Oesterheld finished the series in 1959 and moved on to do other things, such as a comic book biography of Che Guevara, a horror/sci-fi/mystery series called Mort Cinder, and his wife. (Just saying -- dude had four daughters.) By the time Argentina fell into one of those pesky CIA-backed dictatorships in 1976, Oesterheld was 57 years old and had every excuse to wind down his career and spend the rest of his days making cameos in telenovelas, like a Latino Stan Lee. Instead, he brought back El Eternauta, only with a few changes: The setting moved to a totalitarian future, and the protagonist became a revolutionary leader who urged the people to rise up against the dicta- uhh, alien invaders. The Argentinian military wasn't fooled by this subtle symbolism, though, and they started asking around for Oesterheld, so they could have a little chat with him (the kind that involves pliers and your testicles). Oesterheld went into hiding, but kept writing the comic.
Aaaand, this is where our story turns soul-crushingly sad. Oesterheld's daughters (25, 21, 19, and 18), like countless other college-age kids associated with the Montoneros guerrilla movement, were taken one by one by the military and never seen again. Their husbands were picked off, too. Their infant children were temporarily "relocated" -- a thing the military did back then. Oesterheld kept writing. In the comic, the "Hector Oesterheld" character watches in horror as everyone he knows is murdered by the aliens.

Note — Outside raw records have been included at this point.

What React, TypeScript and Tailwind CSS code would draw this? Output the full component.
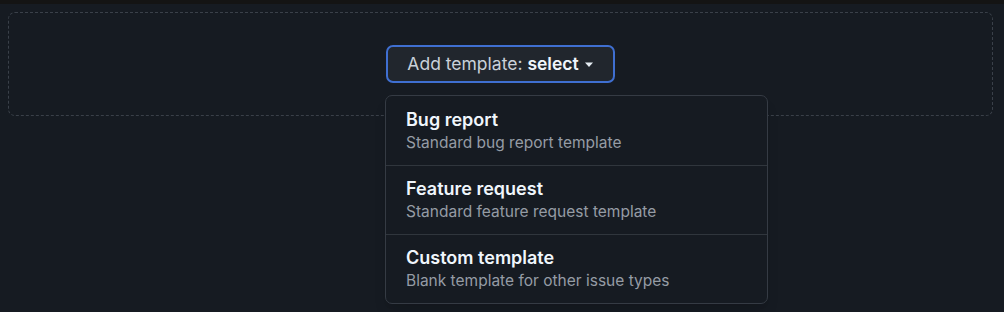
import React from 'react';

const templates = [
  { title: 'Bug report', desc: 'Standard bug report template' },
  { title: 'Feature request', desc: 'Standard feature request template' },
  { title: 'Custom template', desc: 'Blank template for other issue types' },
];

export default function App() {
  return (
    <div
      className="h-[312px] w-full overflow-hidden border-t-[4px] border-[#141414] bg-[#161b22] pt-[8px] pl-[8px] pr-[11px]"
      style={{ fontFamily: 'Inter, "Noto Sans", sans-serif' }}
    >
      <div className="flex h-[104px] justify-center rounded-[7px] border border-dashed border-[#3a4049] pt-[32px]">
        <div className="relative">
          <button className="flex h-[38px] w-[229px] items-center justify-center gap-[5px] rounded-[7px] border-2 border-[#3f6fd1] bg-[#21262d] text-[17.5px] text-[#c9d1d9]">
            <span>
              Add template: <span className="font-semibold text-[#f0f6fc]">select</span>
            </span>
            <svg width="10" height="6" viewBox="0 0 10 6" className="mt-[2px]">
              <path d="M1 0.5h8L5 5z" fill="#e6edf3" />
            </svg>
          </button>
          <div className="absolute left-[-1px] top-[50px] z-10 w-[383px] rounded-[7px] border border-[#353b44] bg-[#161b22] shadow-lg">
            {templates.map((t, i) => (
              <div
                key={t.title}
                className={`flex h-[69px] flex-col justify-center px-[20px] ${i > 0 ? 'border-t border-[#30363d]' : ''}`}
              >
                <div className="text-[18px] font-semibold leading-[24px] text-[#f0f6fc]">{t.title}</div>
                <div className="text-[15.5px] leading-[22px] text-[#959ca5]">{t.desc}</div>
              </div>
            ))}
          </div>
        </div>
      </div>
    </div>
  );
}
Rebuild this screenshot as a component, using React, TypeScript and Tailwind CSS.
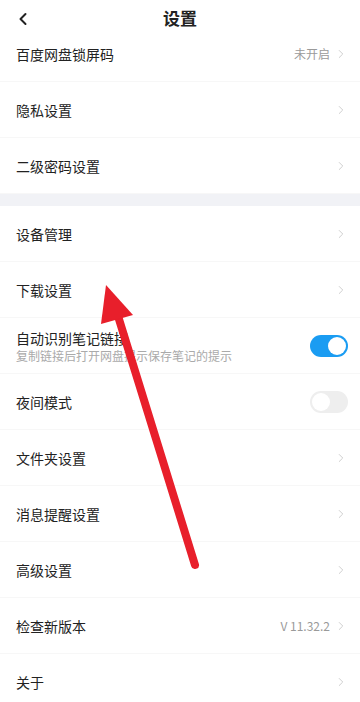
import { ChevronLeft, ChevronRight } from "lucide-react";

type Row = {
  label: string;
  value?: string;
  sub?: string;
  toggle?: "on" | "off";
};

const topRows: Row[] = [
  { label: "百度网盘锁屏码", value: "未开启" },
  { label: "隐私设置" },
  { label: "二级密码设置" },
];

const bottomRows: Row[] = [
  { label: "设备管理" },
  { label: "下载设置" },
  { label: "自动识别笔记链接", sub: "复制链接后打开网盘提示保存笔记的提示", toggle: "on" },
  { label: "夜间模式", toggle: "off" },
  { label: "文件夹设置" },
  { label: "消息提醒设置" },
  { label: "高级设置" },
  { label: "检查新版本", value: "V 11.32.2" },
  { label: "关于" },
];

function Toggle({ on }: { on: boolean }) {
  return (
    <div
      className={`flex h-[22px] w-[38px] items-center rounded-full px-[2px] ${on ? "justify-end bg-[#1a9cf2]" : "justify-start bg-[#eeeeee]"}`}
    >
      <div className="h-[18px] w-[18px] rounded-full bg-white" />
    </div>
  );
}

function SettingRow({ row }: { row: Row }) {
  return (
    <div className="flex h-[56px] items-center border-b border-[#f7f7f7] pl-4 pr-[12px]">
      <div className="flex flex-1 flex-col">
        <div className="text-[14px] leading-[20px] text-[#222222]">{row.label}</div>
        {row.sub && (
          <div className="text-[12px] leading-[16px] text-[#aaaaaa]">{row.sub}</div>
        )}
      </div>
      {row.toggle ? (
        <Toggle on={row.toggle === "on"} />
      ) : (
        <div className="flex items-center gap-[4px]">
          {row.value && (
            <span className="text-[12px] text-[#9a9a9a]">{row.value}</span>
          )}
          <ChevronRight size={14} strokeWidth={1.5} className="text-[#c8c8c8]" />
        </div>
      )}
    </div>
  );
}

export default function App() {
  return (
    <div
      className="relative h-[702px] w-[360px] overflow-hidden bg-white"
      style={{ fontFamily: '"Noto Sans CJK SC", "Noto Sans", sans-serif' }}
    >
      <div className="relative flex h-[26px] items-start justify-center pt-[6px]">
        <ChevronLeft
          size={20}
          strokeWidth={2.4}
          className="absolute left-[13px] top-[9px] text-[#222222]"
        />
        <span className="text-[17px] font-bold leading-[24px] text-[#222222]">设置</span>
      </div>
      {topRows.map((r) => (
        <SettingRow key={r.label} row={r} />
      ))}
      <div className="h-[12px] bg-[#f1f2f6]" />
      {bottomRows.map((r) => (
        <SettingRow key={r.label} row={r} />
      ))}
      <svg
        className="pointer-events-none absolute left-0 top-0"
        width="360"
        height="702"
        viewBox="0 0 360 702"
      >
        <line
          x1="118"
          y1="316"
          x2="195"
          y2="565"
          stroke="#e81f2b"
          strokeWidth="8"
          strokeLinecap="round"
        />
        <polygon points="106,285 101,324 133,315" fill="#e81f2b" />
      </svg>
    </div>
  );
}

At some point in 1977, Oesterheld himself was caught and became one of the between 10,000 and 30,000 people the dictatorship made "disappear" for political reasons ... but not before turning in the script to the last chapter of El Eternauta II, which was published when he was probably enjoying the hospitality of some clandestine detention center. They killed Oesterheld, but his message lives on through the endless reprints, translations, and crappy pirated editions of his comics. Still, good thing Argentina's government doesn't murder people who disagree with them anymore, huh?